The urgent need to protect the rights of these communities is becoming increasingly obvious. The alternative is the perpetuation of the violation of their rights and the criminalization of people who are only fighting to defend those rights, something that is happening in many different countries, from the pine plantation areas in Chile to the eucalyptus and oil palm plantations in Indonesia. Respecting the rights of the peoples who live in and depend on forests and other biomes is the best way to conserve forests, reduce the impacts of climate change, and promote food security and sovereignty.
To advance in this direction, we believe that it isfundamental to support and link together the most diverse resistance processes, from the struggle for forest conservation to the struggle against the international financial system, creating ties of solidarity among the peoples of the South and also with the peoples of the North, in order to increase the pressure on corporations and governments.

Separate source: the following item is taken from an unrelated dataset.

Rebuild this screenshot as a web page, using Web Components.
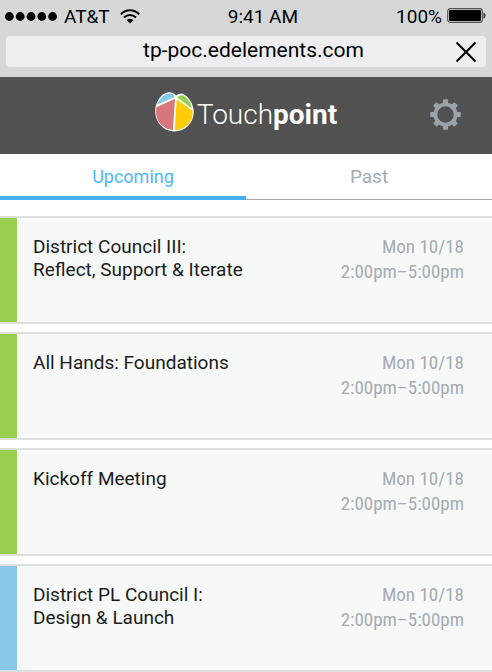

It is essential that the voices of different peoples, opposed to the privatization and appropriation of land and natural resources and in defence of their basic human rights, have a louder and more coordinated echo at the next big international events, such as Rio+20 (see the Rio+20 call for mobilization in this issue of the bulletin). And finally, we also firmly back the global call to fight land grabbing launched last month in Mali, Africa by La Via Campesina (see the related article also in this issue).